Building trust: Payfone raises $24M to tell scammers apart from the rest of us

Written by Brian Nordli
Published on Apr. 17, 2019
Building trust: Payfone raises $24M to tell scammers apart from the rest of us
Payfone Image
Photo via payfone

Let’s face it: The internet has some trust issues.

Most transactions require some form of authentication, whether that’s asking users to piece together the word “Glob” from a Captcha box, checking a box to authenticate that you are, in fact, human, or waiting for a microtransaction to verify your account.

It’s all designed to protect you, the user, and the company from fraud, but it’s hardly foolproof.
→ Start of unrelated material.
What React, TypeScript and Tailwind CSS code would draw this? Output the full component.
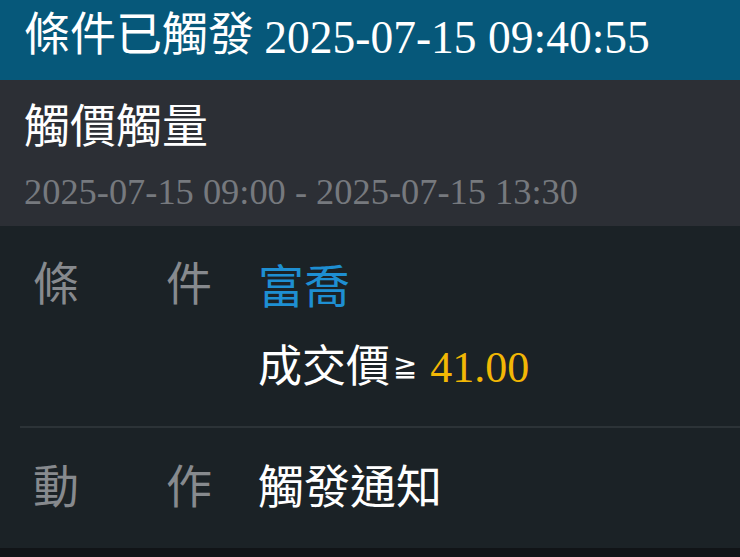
import React from "react";

const CJK = "font-['Noto_Sans_CJK_TC','Noto_Sans_CJK_SC',sans-serif]";
const SERIF = "font-['Liberation_Serif','Times_New_Roman',serif]";

export default function App() {
  return (
    <div className={`w-[740px] h-[557px] flex flex-col ${CJK}`}>
      {/* header */}
      <div className="h-[80px] shrink-0 bg-[#06587a] flex items-center px-6 pb-3">
        <div className="text-white text-[46px] leading-[46px] whitespace-nowrap">
          條件已觸發{" "}
          <span className={`${SERIF} text-[45.5px] align-[-3px]`}>2025-07-15 09:40:55</span>
        </div>
      </div>

      {/* subtitle band */}
      <div className="h-[146px] shrink-0 bg-[#2c2f35] px-6 pt-[19px]">
        <div className="text-white text-[46px] leading-[46px]">觸價觸量</div>
        <div className={`${SERIF} text-[#76797e] text-[36.4px] leading-[36px] mt-[29px] whitespace-nowrap`}>
          2025-07-15 09:00 - 2025-07-15 13:30
        </div>
      </div>

      {/* body */}
      <div className="flex-1 bg-[#1b2226] flex flex-col">
        <div className="flex pt-[31px] pl-[33px]">
          <div className="w-[179px] flex justify-between text-[#878a8e] text-[46px] leading-[46px]">
            <span>條</span>
            <span>件</span>
          </div>
          <div className="ml-[46px] flex flex-col">
            <div className="text-[#1e8fd2] text-[46px] leading-[46px] mt-[3px]">富喬</div>
            <div className="mt-[35px] h-[44px] whitespace-nowrap text-white text-[44px] leading-[44px]">
              <span>成交價</span>
              <span className="font-['DejaVu_Sans',sans-serif] text-[29px] ml-[3px] align-[6px]">≧</span>
              <span className={`${SERIF} text-[#f2b705] text-[44px] ml-[13px]`}>41.00</span>
            </div>
          </div>
        </div>

        <div className="ml-5 mt-[41px] h-[2px] bg-[#2c3337]" />

        <div className="flex pt-[32px] pl-[33px]">
          <div className="w-[179px] flex justify-between text-[#878a8e] text-[46px] leading-[46px]">
            <span>動</span>
            <span>作</span>
          </div>
          <div className="ml-[46px] text-white text-[46px] leading-[46px]">觸發通知</div>
        </div>
      </div>

      {/* bottom strip */}
      <div className="h-[9px] shrink-0 bg-[#111417]" />
    </div>
  );
}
Accounts are often hacked, and it’s not uncommon for legitimate credit card applications to be declined out of fear of fraud.

Payfone CEO and founder Rodger Desai calls this phenomenon “the trust gap,” and his company aims to close it through its digital authentication platform.

“Because there’s so much fear that banks and health care has because of digital, they actually decline a lot of transactions,” Desai said. “It’s actually much easier to do business in person than it is online.”

The company, which has offices in New York and Denver, announced on Wednesday that it has closed $24 million in funding to address that issue, and bring those services to other countries.

“Our main objective with this money is to close the trust gap for folks who are unbanked and thinly banked in the United States, but also we want to expand to 35 countries,” Desai said. “There are lots of countries where there’s no real credit system...We’re trying to use this money to create a new standard around identity confidence.”       

Founded in 2008, Payfone’s platform allows businesses to verify customers via their cell phone sim cards. The company then deploys a trust score algorithm to help other companies verify authentic users and decide to approve transactions in a private and secure way.

Payfone plans to use the funding round to help the most likely victims of the trust gap — people who have thin bank histories or live in developing countries — gain more trust from businesses and banks. To that end, they partnered with investor TransUnion, which already provides credit reporting in 30 countries.

The company plans to hire up to 75 people over the next year and a half, primarily at its New York headquarters. The round raises Payfone’s funding to $117.6 million.